Dry leaves and twigs make excellent tinder for a flint’s spark to settle and blaze in, and enough seasoned logs, bark, and limbs always lie scattered through this forest to afford campfires. Our’s was soon flaming. The loosened bark of a fallen beech furnished us the material for the roof and sides of a shelter, which we built up on four forked limbs driven into the ground and covered with long poles. It was secured against wind assaults by braces.

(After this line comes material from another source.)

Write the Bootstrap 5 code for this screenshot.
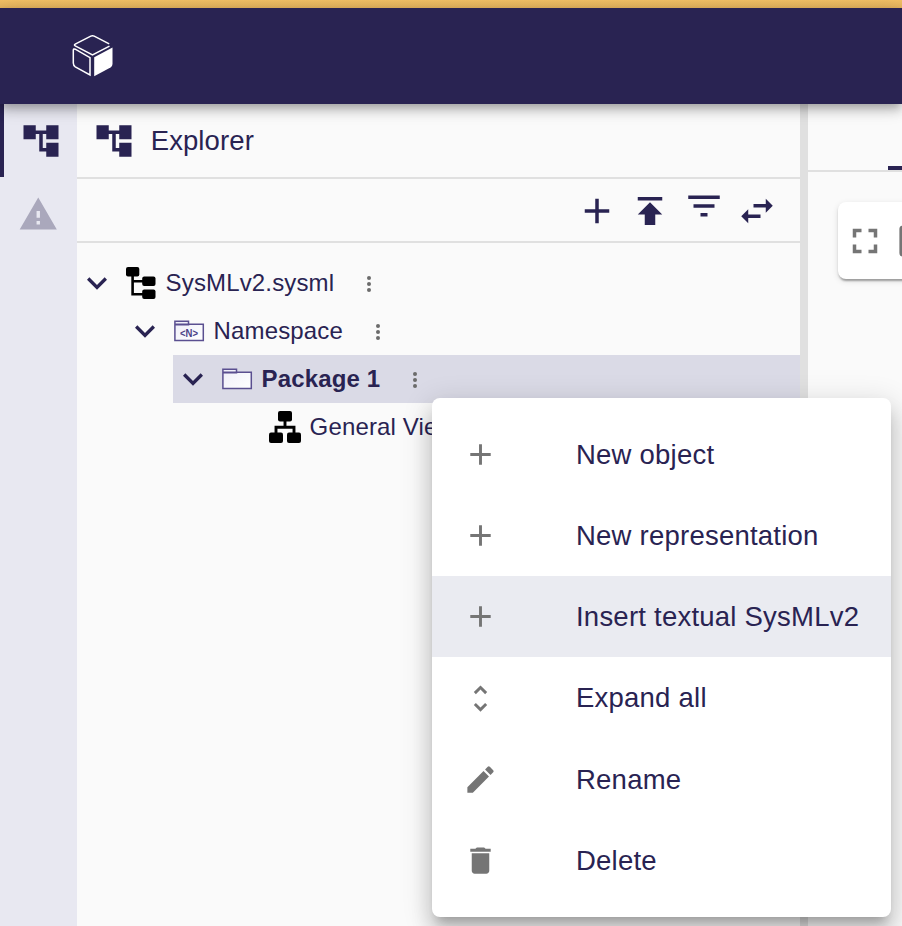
<!DOCTYPE html>
<html lang="en">
<head>
<meta charset="utf-8">
<meta name="viewport" content="width=device-width, initial-scale=1">
<title>Explorer</title>
<link href="https://cdn.jsdelivr.net/npm/bootstrap@5.3.0/dist/css/bootstrap.min.css" rel="stylesheet">
<style>
:root{--ink:#292352;--line:#e0e0e0}
html,body{height:100%}
body{font-family:"Liberation Sans",Arial,sans-serif;background:#fafafa;color:var(--ink);overflow:hidden}
svg{display:block;flex:none;fill:currentColor}
.app{height:926px}
.topstrip{height:8px;background:linear-gradient(#f2c065,#e3b25d)}
.appbar{height:96px;padding:0 72px;background:var(--ink);z-index:2;box-shadow:0 4px 8px -2px rgba(0,0,0,.2),0 8px 10px 0 rgba(0,0,0,.14),0 2px 20px 0 rgba(0,0,0,.12)}
.rail{width:77px;background:#e8e8f1}
.rail-item{height:73px;border:0;border-left:4px solid transparent;background:none;color:inherit;padding:0 0 0 16px}
.rail-item.current{border-color:var(--ink)}
.rail-item.muted{color:#aaa8bc;border:0;padding:2px 0 0 18px}
.explorer{width:723px}
.panel-title{height:75px;border-bottom:2px solid var(--line);padding-left:16px;font-size:27.5px}
.panel-title span{margin-left:15.7px;letter-spacing:.1px}
.tools{height:64px;border-bottom:2px solid var(--line);padding:1px 22px 0 0;gap:11.3px}
.tools .raised{margin:-10px 0 0}
.tree{padding-top:16px;font-size:24px;letter-spacing:.15px}
.node{height:48px;white-space:nowrap}
.node.l1{margin-left:48px}.node.l2{margin-left:96px;background:#dadae6}.node.l3{margin-left:144px}
.node .glyph{width:32px;height:32px;margin-left:8px;margin-right:8.6px}
.node.l3 .glyph{margin-left:48px}
.node .kebab{color:#6b6b6b;margin:2px 0 0 22.7px}
.splitter{width:8px;background:var(--line)}
.tabs{height:68px;border-bottom:2px solid var(--line)}
.tab-mark{width:14px;height:4px;background:var(--ink)}
.floatbar{height:77px;width:90px;margin:30px 0 0 30px;padding-left:5.5px;gap:9px;color:#757575;background:#fff;border-radius:8px 0 0 8px;box-shadow:0 4px 2px -2px rgba(0,0,0,.2),0 2px 2px 0 rgba(0,0,0,.14),0 2px 6px 0 rgba(0,0,0,.12)}
.ctx{position:absolute;left:432px;top:398px;width:459px;height:519px;padding:16px 0;border-radius:8px;background:#fff;z-index:5;box-shadow:0 10px 10px -6px rgba(0,0,0,.2),0 16px 20px 2px rgba(0,0,0,.14),0 6px 28px 4px rgba(0,0,0,.12)}
.ctx button{height:81.2px;border:0;background:none;padding:0 0 0 31px;color:var(--ink);font-size:27.5px;letter-spacing:.23px;text-align:left}
.ctx button svg{color:#757575;margin-right:78px}
.ctx button.hovered{background:linear-gradient(#eaebf1,#eaebf1) 0 0/100% 81px no-repeat}
</style>
<script src="https://cdn.jsdelivr.net/npm/bootstrap@5.3.0/dist/js/bootstrap.bundle.min.js"></script>
</head>
<body>
<svg width="0" height="0" class="position-absolute" aria-hidden="true">
<symbol id="tree" viewBox="0 0 24 24"><path d="M22 11V3h-7v3H9V3H2v8h7V8h2v10h4v3h7v-8h-7v3h-2V8h2v3z"/></symbol>
<symbol id="plus" viewBox="0 0 24 24"><path d="M19 13h-6v6h-2v-6H5v-2h6V5h2v6h6v2z"/></symbol>
<symbol id="chev" viewBox="0 0 24 24"><path d="M16.59 8.59 12 13.17 7.41 8.59 6 10l6 6 6-6z"/></symbol>
<symbol id="dots" viewBox="0 0 24 24"><circle cx="12" cy="6" r="2"/><circle cx="12" cy="12" r="2"/><circle cx="12" cy="18" r="2"/></symbol>
<linearGradient id="paper" x1="0" y1="0" x2="1" y2="1"><stop offset="0" stop-color="#eeeef8"/><stop offset="1" stop-color="#fff"/></linearGradient>
<symbol id="folder" viewBox="0 0 32 32"><g fill="url(#paper)" stroke="#5a4f90" stroke-width="1.5"><path d="M1.9 6.200h13.600v3.500H1.900zM1.900 9.300h28.400v16.200H1.900z"/></g></symbol>
</svg>
<div class="app d-flex flex-column position-relative">
  <div class="topstrip flex-shrink-0"></div>
  <header class="appbar d-flex align-items-center flex-shrink-0">
    <svg width="42" height="42" viewBox="0 0 42 42" stroke="#fff" stroke-width="1.5" style="fill:none"><path d="M37.200 8.800 22.200 1.200q-1.700-.9-3.400 0L3.200 9.200q-1.500.9 0 1.700L20.500 19.800 37.500 11.200"/><path d="M18 40V22.600L3.200 14.200q-1.900-.9-1.900 1V28q0 2.500 2 3.800z"/><path fill="#fff" stroke="none" d="M40.500 12.600V29q0 2.300-2 3.400L22.200 41.200V22.300z"/></svg>
  </header>
  <main class="d-flex flex-grow-1">
    <nav class="rail d-flex flex-column flex-shrink-0">
      <button class="rail-item current d-flex align-items-center" aria-label="Explorer"><svg width="42" height="42"><use href="#tree"/></svg></button>
      <button class="rail-item muted d-flex align-items-center" aria-label="Validation"><svg width="40.500" height="40.500" viewBox="0 0 24 24"><path d="M1 21h22L12 2 1 21zm12-3h-2v-2h2v2zm0-4h-2v-4h2v4z"/></svg></button>
    </nav>
    <section class="explorer d-flex flex-column flex-shrink-0">
      <div class="panel-title d-flex align-items-center"><svg width="42" height="42"><use href="#tree"/></svg><span>Explorer</span></div>
      <div class="tools d-flex align-items-center justify-content-end">
        <svg width="42" height="42"><use href="#plus"/></svg>
        <svg width="42" height="42" viewBox="0 0 24 24"><path d="M5 4v2h14V4H5zm0 10h4v6h6v-6h4l-7-7-7 7z"/></svg>
        <svg class="raised" width="42" height="42" viewBox="0 0 24 24"><path d="M10 18h4v-2h-4v2zM3 6v2h18V6H3zm3 7h12v-2H6v2z"/></svg>
        <svg width="42" height="42" viewBox="0 0 24 24"><path d="M6.990 11 3 15l3.990 4v-3H14v-2H6.990v-3zM21 9l-3.990-4v3H10v2h7.010v3L21 9z"/></svg>
      </div>
      <div class="tree">
        <div class="node d-flex align-items-center"><svg width="40" height="40"><use href="#chev"/></svg>
          <svg class="glyph" viewBox="0 0 32 32"><g fill="#000"><rect x="1" width="13.300" height="9.500" rx="2"/><rect x="17.200" y="9.500" width="13.300" height="9.500" rx="2"/><rect x="17.200" y="22.500" width="13.300" height="9.500" rx="2"/></g><path d="M7.600 9v18.300H18M7.600 14.200H18" fill="none" stroke="#000" stroke-width="2.600"/></svg>
          <span>SysMLv2.sysml</span><svg class="kebab" width="24" height="24"><use href="#dots"/></svg></div>
        <div class="node l1 d-flex align-items-center"><svg width="40" height="40"><use href="#chev"/></svg>
          <svg class="glyph" viewBox="0 0 32 32"><use href="#folder" width="32" height="32"/><text x="16" y="21.800" text-anchor="middle" font-size="11" font-weight="700" letter-spacing="0" fill="#4a3f86" textLength="18" lengthAdjust="spacingAndGlyphs">&lt;N&gt;</text></svg>
          <span>Namespace</span><svg class="kebab" width="24" height="24"><use href="#dots"/></svg></div>
        <div class="node l2 d-flex align-items-center"><svg width="40" height="40"><use href="#chev"/></svg>
          <svg class="glyph"><use href="#folder"/></svg>
          <span class="fw-bold">Package 1</span><svg class="kebab" width="24" height="24"><use href="#dots"/></svg></div>
        <div class="node l3 d-flex align-items-center">
          <svg class="glyph" viewBox="0 0 32 32"><g fill="#000"><rect x="9" width="14" height="10.500" rx="2"/><rect y="21.500" width="14" height="10.500" rx="2"/><rect x="18" y="21.500" width="14" height="10.500" rx="2"/></g><path d="M16 10v6M7 22v-5.800h18V22" fill="none" stroke="#000" stroke-width="2.900"/></svg>
          <span>General View</span></div>
      </div>
    </section>
    <div class="splitter flex-shrink-0"></div>
    <section class="flex-grow-1 overflow-hidden">
      <div class="tabs d-flex align-items-end justify-content-end"><div class="tab-mark"></div></div>
      <div class="floatbar d-flex align-items-center">
        <svg width="42" height="42" viewBox="0 0 24 24"><path d="M7 14H5v5h5v-2H7v-3zm-2-4h2V7h3V5H5v5zm12 7h-3v2h5v-5h-2v3zM14 5v2h3v3h2V5h-5z"/></svg>
        <svg width="42" height="42" viewBox="0 0 24 24"><rect x="2.500" y="3.200" width="20" height="17.700" rx="2"/></svg>
      </div>
    </section>
  </main>
  <div class="ctx d-flex flex-column" role="menu">
    <button class="d-flex align-items-center"><svg width="35" height="35"><use href="#plus"/></svg>New object</button>
    <button class="d-flex align-items-center"><svg width="35" height="35"><use href="#plus"/></svg>New representation</button>
    <button class="hovered d-flex align-items-center"><svg width="35" height="35"><use href="#plus"/></svg>Insert textual SysMLv2</button>
    <button class="d-flex align-items-center"><svg width="35" height="35" viewBox="0 0 24 24"><path d="M12 5.830 15.170 9l1.410-1.410L12 3 7.410 7.590 8.830 9 12 5.830zm0 12.340L8.830 15l-1.410 1.410L12 21l4.590-4.590L15.170 15 12 18.170z"/></svg>Expand all</button>
    <button class="d-flex align-items-center"><svg width="35" height="35" viewBox="0 0 24 24"><path d="M3 17.250V21h3.750L17.810 9.940l-3.750-3.750L3 17.250zM20.710 7.040a1 1 0 0 0 0-1.410l-2.340-2.340a1 1 0 0 0-1.410 0l-1.830 1.830 3.750 3.750 1.830-1.830z"/></svg>Rename</button>
    <button class="d-flex align-items-center"><svg width="35" height="35" viewBox="0 0 24 24"><path d="M6 19c0 1.100.900 2 2 2h8c1.100 0 2-.900 2-2V7H6v12zM19 4h-3.500l-1-1h-5l-1 1H5v2h14V4z"/></svg>Delete</button>
  </div>
</div>
</body>
</html>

Near where we encamped, and below on the Beech Flats, stand trees as stately and magnificent as any ever touched by woodman’s ax. We noticed several cherries measuring four and a half feet through, and towering, straight as masts, 70 feet before shooting out a limb; poplars as erect and tall to their lower branches and of still greater diameter; chestnuts from 15 to 33 feet in circumference, and thousands of sound, lofty linns, ashes, buckeyes, oaks, and sugar maples. A few hemlocks considerably exceed 100 feet in height. A tree called the wahoo, grows here as well as on many of the ranges. It bears a white lily-shaped flower in the summer. Numerous cucumber trees are scattered on the slopes. These with the beech, water birch, black birch or mountain mahogany, black gum, red maple, and hickory, form the forests from the mountain bases to the line of the balsams. On the Beech Flats there is no underbrush, except where the rhododendron hedges the purling streams. In places the plain path, the stately trees, and the level or sloping ground, covered only with the mouldering leaves of autumn, form parks more magnificent than those kept in trim by other hands than nature’s.